Barbee, a dispatcher for the city, earns a salary of about $78,000 a year. Her husband is a plumber who has had two strokes. And she's had a difficult year. In July her mother died. Her daughter is in her senior year of high school, and Barbee wanted to stay at their house for at least one more year.

“I can't even speak to a live person,” she says of the unanswered calls. “It's way different than working with an individual homeowner. These people don't care at all.”

Like many new tenants, Barbee liked Invitation Homes in the first year. The rent is competitive, if your credit is good the deposit is small, and the improvements to the properties make the homes a good value. They're not old or outdated like a lot of properties in the area.

“I highly recommended them when I first moved here,” Barbee says. “I've given the number out to quite a few people.”

Finally, nearly a month after Barbee received notice of the $800 rent increase, a manager from Invitation Homes called to tell her it was a computer-generated error. The real increase was going to be closer to $200 a month, nearly 10 percent above her current rate.

After Los Angeles Times columnist Steve Lopez spoke with Blackstone, showing an interest in Barbee's situation, the landlord called back and offered an extra six months at her current rate.

But Invitation Homes would almost certainly raise the rent again after six months, she says. “Until the law is changed they're going to keep doing it. It's just a matter of time.”

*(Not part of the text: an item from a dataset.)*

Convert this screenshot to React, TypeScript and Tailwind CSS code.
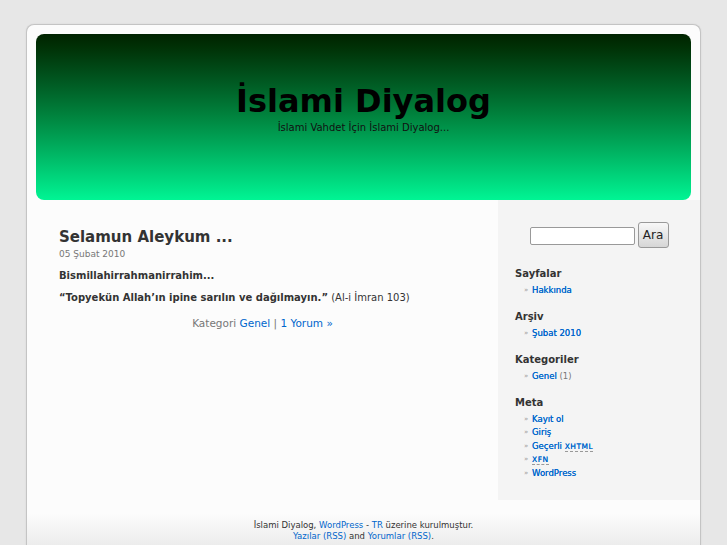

A former supervisor of Barbee's at the transportation company where she worked for 14 years has moved his elderly mother into his house — and offered to rent the woman's newly vacant house to Barbee. It's closer to her daughter's school than the house she has now. She's considering it — and is continuing to prepare to leave.

Wrapping the dishes and glasses in the kitchen reminds her of the family dinners in the backyard when her mother was still living.

“I am going to miss this place,” she says. “I get real emotional packing. It's pretty sad.”